Disgraced American Lance Armstrong also had to put up with abuse on mountain stages during his seven-year reign — which he was later stripped of for doping.
The Texan also complained that he was paying for the constant speculation that he was cheating — although in that case, the critics were eventually proved right.
Greg van Avermaet showed powers of perseverance to hold off Peter Sagan and win the 13th stage from Muret to Rodez.
Mark Cavendish thought he had a slim chance of a 27th stage victory on the 198.5-kilometre route, but the concluding climb of Saint-Pierre was 570 metres long at 9.6 per cent, which is the same average gradient as the punishing Mur de Huy.

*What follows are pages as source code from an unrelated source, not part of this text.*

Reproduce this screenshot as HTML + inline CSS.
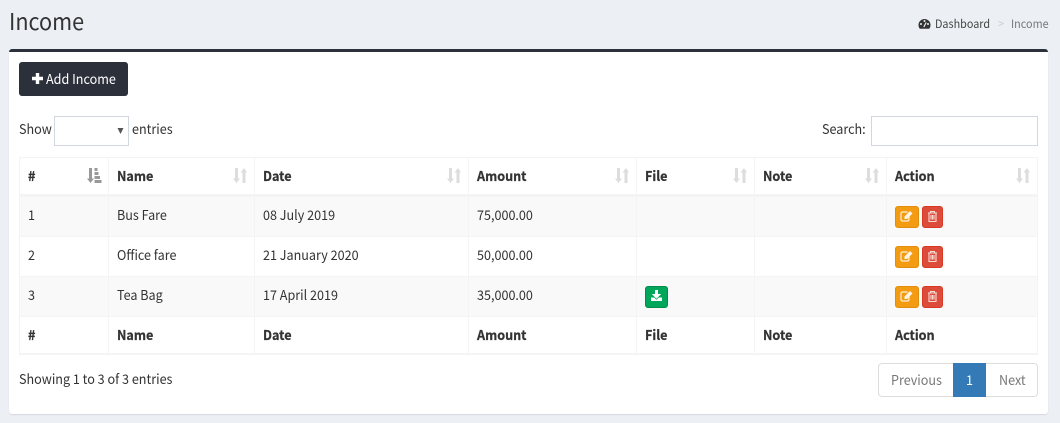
<!DOCTYPE html>
<html>
<head>
<meta charset="utf-8">
<style>
html,body{margin:0;padding:0}
body{width:1060px;height:423px;overflow:hidden;position:relative;background:#ecf0f5;font-family:"Noto Sans CJK SC","Liberation Sans",sans-serif;font-size:13.4px;color:#333}
.a{position:absolute;white-space:nowrap;line-height:20px;transform:scaleX(.94);transform-origin:0 50%;margin-top:-1px}
svg.a{transform:none;margin-top:0}
.b{font-weight:700;color:#333;-webkit-text-stroke:.25px #333}
.box{position:absolute;left:9px;top:49px;width:1039px;height:362px;background:#fff;border-top:3px solid #2c303b;border-radius:3px;box-shadow:0 1px 1px rgba(0,0,0,.1)}
.v{position:absolute;width:2px;background:#f4f4f4;top:157px;height:197px}
.h{position:absolute;left:19px;width:1019px;background:#f4f4f4}
.st{position:absolute;left:20px;width:1017px;background:#f9f9f9}
.btn{position:absolute;height:22px;border-radius:3px;box-sizing:border-box;border:1px solid}
.ed{width:24px;left:895px;background:#f39c12;border-color:#e08e0b}
.de{width:21px;left:922px;background:#dd4b39;border-color:#d73925}
.btn svg{position:absolute;left:0;top:0}
</style>
</head>
<body>
<div class="a" style="left:9px;top:5px;font-size:23px;line-height:32px;color:#333">Income</div>

<svg class="a" style="left:918px;top:18px" width="13" height="12" viewBox="0 0 13 12"><path d="M6.500 1A6 6 0 0 0 .5 7c0 1.500.5 2.800 1.300 3.800h9.400c.8-1 1.300-2.300 1.300-3.800a6 6 0 0 0-6-6z" fill="#333"/><circle cx="6.500" cy="3" r="1" fill="#ecf0f5"/><circle cx="3" cy="6" r="1" fill="#ecf0f5"/><circle cx="10" cy="6" r="1" fill="#ecf0f5"/><path d="M5.800 9L8.200 4.500" stroke="#ecf0f5" stroke-width="1.200"/></svg>
<div class="a" style="left:935px;top:15px;font-size:11.5px;color:#444">Dashboard</div>
<div class="a" style="left:998px;top:15px;font-size:11.5px;color:#ccc">&gt;</div>
<div class="a" style="left:1011px;top:15px;font-size:11.5px;color:#777">Income</div>

<div class="box"></div>

<div style="position:absolute;left:19px;top:62px;width:109px;height:34px;background:#2c303b;border-radius:3px"></div>
<svg class="a" style="left:32px;top:73px" width="11" height="11" viewBox="0 0 11 11"><path d="M3.800 0h3.400v3.800H11v3.400H7.200V11H3.800V7.200H0V3.800h3.800z" fill="#fff"/></svg>
<div class="a" style="left:46px;top:69px;color:#fff">Add Income</div>

<div class="a" style="left:19px;top:119px">Show</div>
<div style="position:absolute;left:54px;top:116px;width:75px;height:30px;box-sizing:border-box;border:1px solid #d2d6de;background:#fff"></div>
<svg class="a" style="left:117px;top:127px" width="7" height="7" viewBox="0 0 7 7"><path d="M.5 1h6L3.500 7z" fill="#555"/></svg>
<div class="a" style="left:132px;top:119px">entries</div>
<div class="a" style="left:822px;top:119px">Search:</div>
<div style="position:absolute;left:871px;top:116px;width:167px;height:30px;box-sizing:border-box;border:1px solid #d2d6de;background:#fff"></div>

<!-- stripes -->
<div class="st" style="top:197px;height:39px"></div>
<div class="st" style="top:277px;height:39px"></div>

<!-- lines -->
<div class="h" style="top:157px;height:1px"></div>
<div class="h" style="top:194px;height:3px"></div>
<div class="h" style="top:236px;height:1px"></div>
<div class="h" style="top:276px;height:1px"></div>
<div class="h" style="top:316px;height:1px"></div>
<div class="h" style="top:353px;height:2px"></div>
<div class="v" style="left:19px;width:1px"></div>
<div class="v" style="left:108px;width:1px"></div>
<div class="v" style="left:254px;width:1px"></div>
<div class="v" style="left:468px;width:1px"></div>
<div class="v" style="left:636px;width:1px"></div>
<div class="v" style="left:754px;width:1px"></div>
<div class="v" style="left:886px;width:1px"></div>
<div class="v" style="left:1037px;width:1px"></div>

<!-- header -->
<div class="a b" style="left:28px;top:166px">#</div>
<div class="a b" style="left:117px;top:166px">Name</div>
<div class="a b" style="left:263px;top:166px">Date</div>
<div class="a b" style="left:477px;top:166px">Amount</div>
<div class="a b" style="left:645px;top:166px">File</div>
<div class="a b" style="left:763px;top:166px">Note</div>
<div class="a b" style="left:895px;top:166px">Action</div>

<!-- sort icons -->
<svg class="a" style="left:87px;top:168px" width="15" height="15" viewBox="0 0 15 15"><path d="M2 0h3v10.500h2L3.500 15 0 10.500h2z" fill="#999"/><path d="M7.500 0h3v3h-3zM7.500 4h4v3h-4zM7.500 8h5.500v3H7.500zM7.500 12H14.500v3H7.500z" fill="#999"/></svg>
<svg class="a" style="left:233px;top:168px" width="14" height="15" viewBox="0 0 14 15"><path d="M2 0h3v10.500h2L3.500 15 0 10.500h2zM9.500 15h3V4.500h1.500L11 0 7.500 4.500h2z" fill="#ddd"/></svg>
<svg class="a" style="left:447px;top:168px" width="14" height="15" viewBox="0 0 14 15"><path d="M2 0h3v10.500h2L3.500 15 0 10.500h2zM9.500 15h3V4.500h1.500L11 0 7.500 4.500h2z" fill="#ddd"/></svg>
<svg class="a" style="left:615px;top:168px" width="14" height="15" viewBox="0 0 14 15"><path d="M2 0h3v10.500h2L3.500 15 0 10.500h2zM9.500 15h3V4.500h1.500L11 0 7.500 4.500h2z" fill="#ddd"/></svg>
<svg class="a" style="left:733px;top:168px" width="14" height="15" viewBox="0 0 14 15"><path d="M2 0h3v10.500h2L3.500 15 0 10.500h2zM9.500 15h3V4.500h1.500L11 0 7.500 4.500h2z" fill="#ddd"/></svg>
<svg class="a" style="left:865px;top:168px" width="14" height="15" viewBox="0 0 14 15"><path d="M2 0h3v10.500h2L3.500 15 0 10.500h2zM9.500 15h3V4.500h1.500L11 0 7.500 4.500h2z" fill="#ddd"/></svg>
<svg class="a" style="left:1016px;top:168px" width="14" height="15" viewBox="0 0 14 15"><path d="M2 0h3v10.500h2L3.500 15 0 10.500h2zM9.500 15h3V4.500h1.500L11 0 7.500 4.500h2z" fill="#ddd"/></svg>

<!-- rows -->
<div class="a" style="left:28px;top:205px">1</div>
<div class="a" style="left:117px;top:205px">Bus Fare</div>
<div class="a" style="left:263px;top:205px">08 July 2019</div>
<div class="a" style="left:477px;top:205px">75,000.00</div>

<div class="a" style="left:28px;top:245px">2</div>
<div class="a" style="left:117px;top:245px">Office fare</div>
<div class="a" style="left:263px;top:245px">21 January 2020</div>
<div class="a" style="left:477px;top:245px">50,000.00</div>

<div class="a" style="left:28px;top:285px">3</div>
<div class="a" style="left:117px;top:285px">Tea Bag</div>
<div class="a" style="left:263px;top:285px">17 April 2019</div>
<div class="a" style="left:477px;top:285px">35,000.00</div>

<!-- download -->
<div class="btn" style="left:645px;top:286px;width:23px;background:#00a65a;border-color:#008d4c">
<svg width="21" height="20" viewBox="0 0 21 20"><path d="M9 3h3v4h3.200l-4.700 4.700L5.800 7H9zM5 10.500h3.200l2.300 2.300 2.300-2.300H16V14H5z" fill="#fff"/></svg></div>

<!-- action buttons -->
<div class="btn ed" style="top:206px"><svg width="22" height="20" viewBox="0 0 22 20"><path d="M13 9.500v3a1.500 1.500 0 0 1-1.500 1.500h-5A1.500 1.500 0 0 1 5 12.500v-6A1.500 1.500 0 0 1 6.500 5h5" fill="none" stroke="#fff" stroke-width="1.200" opacity=".85"/><path d="M8.500 9.500L14 4l2.500 2.500L11 12H8.500z" fill="#fff" opacity=".9"/></svg></div>
<div class="btn de" style="top:206px"><svg width="19" height="20" viewBox="0 0 19 20"><path d="M5 6h9M7.500 6V4.500h4V6M6 6v8.500h7V6M8 8v4.500M9.500 8v4.500M11 8v4.500" fill="none" stroke="#fff" stroke-width="1.100" opacity=".8"/></svg></div>
<div class="btn ed" style="top:246px"><svg width="22" height="20" viewBox="0 0 22 20"><path d="M13 9.500v3a1.500 1.500 0 0 1-1.500 1.500h-5A1.500 1.500 0 0 1 5 12.500v-6A1.500 1.500 0 0 1 6.500 5h5" fill="none" stroke="#fff" stroke-width="1.200" opacity=".85"/><path d="M8.500 9.500L14 4l2.500 2.500L11 12H8.500z" fill="#fff" opacity=".9"/></svg></div>
<div class="btn de" style="top:246px"><svg width="19" height="20" viewBox="0 0 19 20"><path d="M5 6h9M7.500 6V4.500h4V6M6 6v8.500h7V6M8 8v4.500M9.500 8v4.500M11 8v4.500" fill="none" stroke="#fff" stroke-width="1.100" opacity=".8"/></svg></div>
<div class="btn ed" style="top:286px"><svg width="22" height="20" viewBox="0 0 22 20"><path d="M13 9.500v3a1.500 1.500 0 0 1-1.500 1.500h-5A1.500 1.500 0 0 1 5 12.500v-6A1.500 1.500 0 0 1 6.500 5h5" fill="none" stroke="#fff" stroke-width="1.200" opacity=".85"/><path d="M8.500 9.500L14 4l2.500 2.500L11 12H8.500z" fill="#fff" opacity=".9"/></svg></div>
<div class="btn de" style="top:286px"><svg width="19" height="20" viewBox="0 0 19 20"><path d="M5 6h9M7.500 6V4.500h4V6M6 6v8.500h7V6M8 8v4.500M9.500 8v4.500M11 8v4.500" fill="none" stroke="#fff" stroke-width="1.100" opacity=".8"/></svg></div>

<!-- footer -->
<div class="a b" style="left:28px;top:325px">#</div>
<div class="a b" style="left:117px;top:325px">Name</div>
<div class="a b" style="left:263px;top:325px">Date</div>
<div class="a b" style="left:477px;top:325px">Amount</div>
<div class="a b" style="left:645px;top:325px">File</div>
<div class="a b" style="left:763px;top:325px">Note</div>
<div class="a b" style="left:895px;top:325px">Action</div>

<div class="a" style="left:19px;top:369px">Showing 1 to 3 of 3 entries</div>

<!-- pagination -->
<div style="position:absolute;left:878px;top:363px;width:160px;height:34px;box-sizing:border-box;border:1px solid #ddd;border-radius:4px;background:#fff"></div>
<div style="position:absolute;left:953px;top:363px;width:33px;height:34px;background:#337ab7"></div>
<div class="a" style="left:891px;top:370px;color:#777">Previous</div>
<div class="a" style="left:966px;top:370px;color:#fff">1</div>
<div class="a" style="left:999px;top:370px;color:#777">Next</div>
</body>
</html>
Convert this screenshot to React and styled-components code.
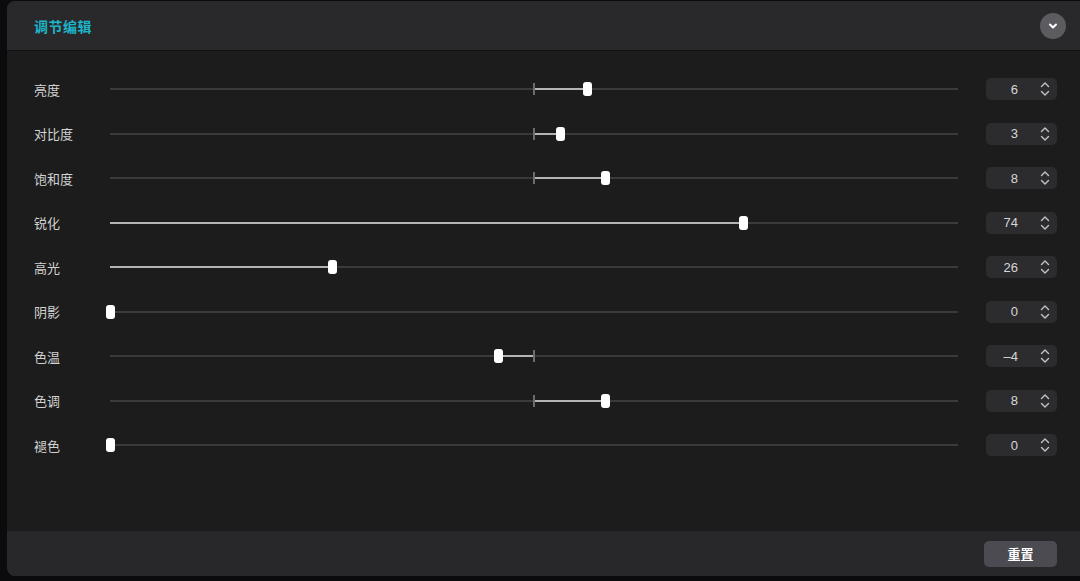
import React from 'react';
import styled, { createGlobalStyle } from 'styled-components';

const GlobalStyle = createGlobalStyle`
  html, body {
    margin: 0;
    padding: 0;
    background: #0b0b0d;
    overflow: hidden;
  }
  body {
    font-family: "Noto Sans CJK SC", "Noto Sans", sans-serif;
  }
`;

const Page = styled.div`
  width: 1080px;
  height: 581px;
  padding: 1px 0 0 7px;
  box-sizing: border-box;
`;

const Panel = styled.div`
  height: 575px;
  display: flex;
  flex-direction: column;
  border-radius: 8px 0 0 8px;
  overflow: hidden;
  background: #1c1c1c;
`;

const Header = styled.div`
  height: 49px;
  flex: none;
  display: flex;
  align-items: center;
  justify-content: space-between;
  padding: 0 14px 0 27px;
  background: #29292b;
  border-bottom: 1px solid #121214;
`;

const Title = styled.div`
  color: #1eb4c8;
  font-size: 14px;
  font-weight: 700;
  letter-spacing: 0.5px;
`;

const Collapse = styled.button`
  width: 26px;
  height: 26px;
  border-radius: 50%;
  border: none;
  padding: 0;
  background: #5b5b60;
  display: flex;
  align-items: center;
  justify-content: center;
`;

const Body = styled.div`
  flex: 1;
  padding: 16px 23px 0 27px;
`;

const Row = styled.div`
  height: 44.5px;
  display: grid;
  grid-template-columns: 48px 1fr 71px;
  column-gap: 28px;
  align-items: center;
`;

const Label = styled.div`
  color: #d2d2d2;
  font-size: 13px;
  white-space: nowrap;
`;

const Track = styled.div`
  position: relative;
  height: 2px;
  background: #3a3a3a;
`;

const Fill = styled.div`
  position: absolute;
  top: 0;
  height: 2px;
  background: #b4b4b4;
`;

const Tick = styled.div`
  position: absolute;
  left: 50%;
  top: -5px;
  width: 2px;
  height: 12px;
  margin-left: -1px;
  background: #6c6c6c;
`;

const Thumb = styled.div`
  position: absolute;
  top: -6px;
  width: 9px;
  height: 14px;
  margin-left: -4.5px;
  border-radius: 3px;
  background: #ffffff;
`;

const NumberBox = styled.div`
  height: 22px;
  border-radius: 5px;
  background: #2c2c2e;
  display: flex;
  align-items: center;
  justify-content: flex-end;
  padding-right: 7px;
  gap: 22px;
  color: #d6d6d6;
  font-family: "Liberation Sans", Arial, sans-serif;
  font-size: 13px;
`;

const Footer = styled.div`
  height: 45px;
  flex: none;
  display: flex;
  align-items: center;
  justify-content: flex-end;
  padding-right: 23px;
  background: #28282a;
`;

const ResetButton = styled.button`
  width: 73px;
  height: 26px;
  border: none;
  border-radius: 5px;
  background: #4b4b51;
  color: #ffffff;
  font-family: "Noto Sans CJK SC", sans-serif;
  font-size: 13px;
  font-weight: 700;
`;

const Stepper = () => (
  <svg width="10" height="16" viewBox="0 0 10 16" fill="none" stroke="#c4c4c4" strokeWidth="1.4" strokeLinecap="round" strokeLinejoin="round">
    <path d="M1.5 5.5 L5 2 L8.5 5.5" />
    <path d="M1.5 10.5 L5 14 L8.5 10.5" />
  </svg>
);

const sliders = [
  { label: '亮度', value: 6, centered: true },
  { label: '对比度', value: 3, centered: true },
  { label: '饱和度', value: 8, centered: true },
  { label: '锐化', value: 74 },
  { label: '高光', value: 26 },
  { label: '阴影', value: 0 },
  { label: '色温', value: -4, centered: true },
  { label: '色调', value: 8, centered: true },
  { label: '褪色', value: 0 },
];

const SliderRow = ({ label, value, centered }) => {
  const pos = centered ? 50 + value * 1.05 : value * 1.01;
  const from = centered ? Math.min(50, pos) : 0;
  const to = centered ? Math.max(50, pos) : pos;
  return (
    <Row>
      <Label>{label}</Label>
      <Track>
        <Fill style={{ left: `${from}%`, width: `${to - from}%` }} />
        {centered && <Tick />}
        <Thumb style={{ left: `${pos}%` }} />
      </Track>
      <NumberBox>
        <span>{value < 0 ? `–${Math.abs(value)}` : value}</span>
        <Stepper />
      </NumberBox>
    </Row>
  );
};

export default function App() {
  return (
    <Page>
      <GlobalStyle />
      <Panel>
        <Header>
          <Title>调节编辑</Title>
          <Collapse>
            <svg width="12" height="12" viewBox="0 0 12 12" fill="none" stroke="#ffffff" strokeWidth="2" strokeLinecap="round" strokeLinejoin="round">
              <path d="M3 4.5 L6 7.5 L9 4.5" />
            </svg>
          </Collapse>
        </Header>
        <Body>
          {sliders.map(s => (
            <SliderRow key={s.label} {...s} />
          ))}
        </Body>
        <Footer>
          <ResetButton>重置</ResetButton>
        </Footer>
      </Panel>
    </Page>
  );
}
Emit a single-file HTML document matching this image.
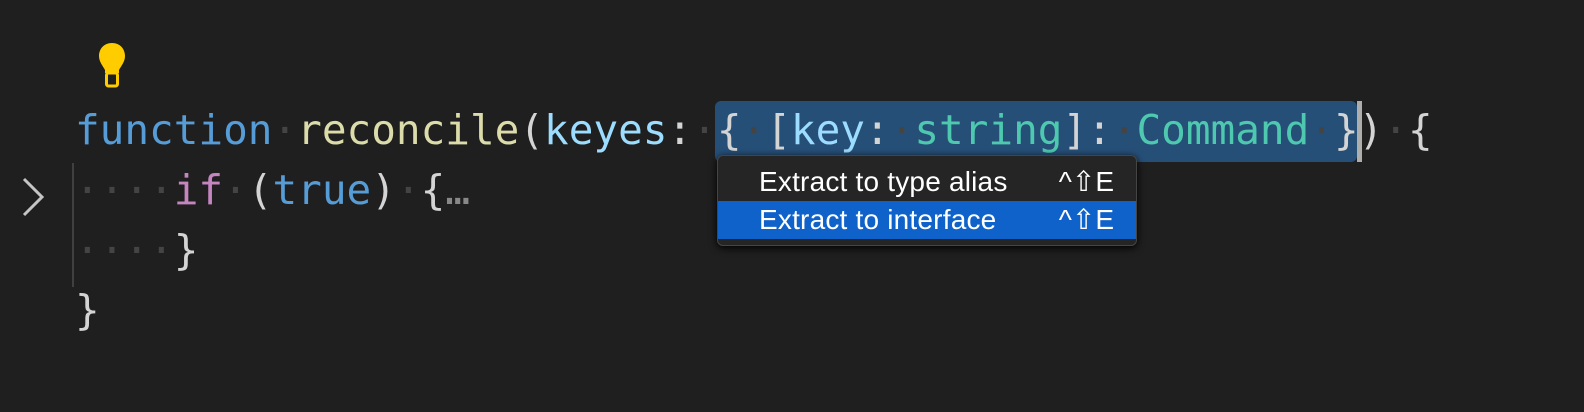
<!DOCTYPE html>
<html><head><style>
body{margin:0;width:1584px;height:412px;background:#1f1f1f;overflow:hidden;position:relative;font-family:"DejaVu Sans Mono",monospace;}
.l{position:absolute;left:75px;height:60px;line-height:60px;font-size:41px;white-space:pre;color:#d4d4d4}
.d{color:#444}
.kw{color:#569cd6}.fn{color:#dcdcaa}.pr{color:#9cdcfe}.ty{color:#4ec9b0}.ctl{color:#c586c0}
.sel{position:absolute;left:715px;top:101px;width:642px;height:61px;background:#264f78;border-radius:6px}
.cur{position:absolute;left:1357px;top:101px;width:5px;height:61px;background:#aeafad}
.menu{position:absolute;left:717px;top:155px;width:418px;height:89px;background:#252526;border:1px solid #454545;border-radius:6px;box-shadow:0 2px 8px #000;font-family:"Liberation Sans",sans-serif;font-size:28px;color:#fff}
.it{position:absolute;left:0;width:418px;height:38px;line-height:38px}
.it span{position:absolute;left:41px;letter-spacing:0.2px}
.it b{position:absolute;right:22px;font-weight:normal}
.guide{position:absolute;left:72px;top:163px;width:2px;height:124px;background:#404040}
</style></head><body>
<svg style="position:absolute;left:96px;top:42px" width="32" height="46" viewBox="0 0 32 46"><path d="M16 1C8 1 3 7 3 14c0 6 4 10 6 14v3h14v-3c2-4 6-8 6-14C29 7 24 1 16 1z" fill="#ffcc00"/><rect x="10.5" y="31" width="11" height="13" rx="2" fill="none" stroke="#ffcc00" stroke-width="3"/></svg>
<div class="sel"></div><div class="cur"></div>
<div class="guide"></div>
<svg style="position:absolute;left:20px;top:176px" width="26" height="42" viewBox="0 0 26 42"><path d="M4 3L22 21L4 39" fill="none" stroke="#c5c5c5" stroke-width="3"/></svg>
<div class="l" style="top:100px"><span class="kw">function</span><span class="d">·</span><span class="fn">reconcile</span>(<span class="pr">keyes</span>:<span class="d">·</span>{<span class="d">·</span>[<span class="pr">key</span>:<span class="d">·</span><span class="ty">string</span>]:<span class="d">·</span><span class="ty">Command</span><span class="d">·</span>})<span class="d">·</span>{</div>
<div class="l" style="top:160px"><span class="d">····</span><span class="ctl">if</span><span class="d">·</span>(<span class="kw">true</span>)<span class="d">·</span>{<span style="color:#888">…</span></div>
<div class="l" style="top:220px"><span class="d">····</span>}</div>
<div class="l" style="top:280px">}</div>
<div class="menu">
<div class="it" style="top:7px"><span>Extract to type alias</span><b>^⇧E</b></div>
<div class="it" style="top:45px;background:#0f62c9"><span>Extract to interface</span><b>^⇧E</b></div>
</div>
</body></html>
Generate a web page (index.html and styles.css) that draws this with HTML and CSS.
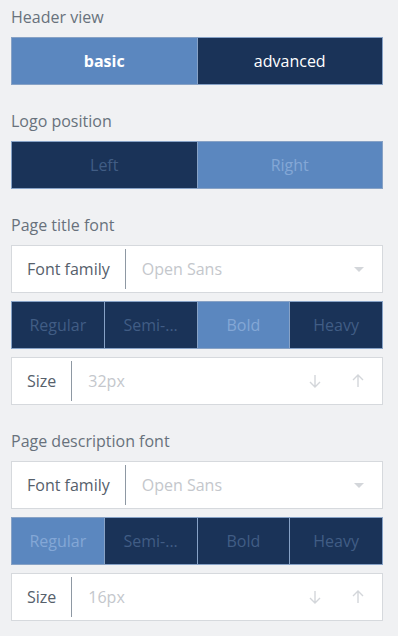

It was more suited to the likes of Sagan (Tinkoff-Saxo) and John Degenkolb (Giant-Alpecin), but it was Belgian Van Avermaet who claimed his first Tour stage success.
Sagan looked to be rounding the BMC Racing rider in the finishing straight, but Van Avermaet gritted his teeth to ensure the Slovakian's search for a first stage win in two years goes on.
There was small consolation for Sagan, who retained the points classification leader's green jersey after Andre Greipel (Lotto-Soudal) temporarily dislodged him from the lead at the day's intermediate sprint.
Chris Froome (Team Sky) finished sixth, seven seconds behind, to maintain his overall advantage of two minutes 52 seconds over second-placed Tejay van Garderen (BMC Racing).
Nairo Quintana stayed third, 3:09 adrift as the top of the general classification remained unchanged, with Geraint Thomas (Team Sky) still fifth, 4:03 back.